Quantitative Finance and Economics (Jul 2024)

Forecasting hourly WTI oil front monthly price volatility densities

  • Per B. Solibakke

DOI
https://doi.org/10.3934/QFE.2024018
Journal volume & issue
Vol. 8, no. 3
pp. 466 – 501

Abstract

Read online

Financial commodity markets have an impact on company values and cash flows, where price movements within frequent time intervals can be both significant and random. Understanding highly frequent price movements is both important and difficult. In this paper, I measured and forecasted volatility for high-frequency (mostly twelve hours per day) WTI Oil front month price movements from 2012 to 2024 (about 40,500 observations). I created a new stochastic volatility model for extracting latent volatility using the non-linear Kalman filter.
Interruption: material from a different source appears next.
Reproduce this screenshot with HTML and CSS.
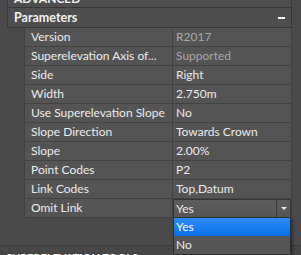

Stable and strictly ergodic hourly price series, along with the BIC optimal non-linear (generic) general method of moments model coefficients, enabled this process. The latent volatility seemed to separate into two volatility factors. One factor that was very persistent suggested slow mean reversion, and one choppy strongly mean-reverting factor. The data dependence found in the factor volatility series suggested forecasting ability. I applied classical static forecasts and three machine learning regression techniques to predict one-step-ahead volatility. The two volatility factors and one summarizing exponential factor were reported, along with several fit measures, including the root mean square error and Theil's measure of covariance.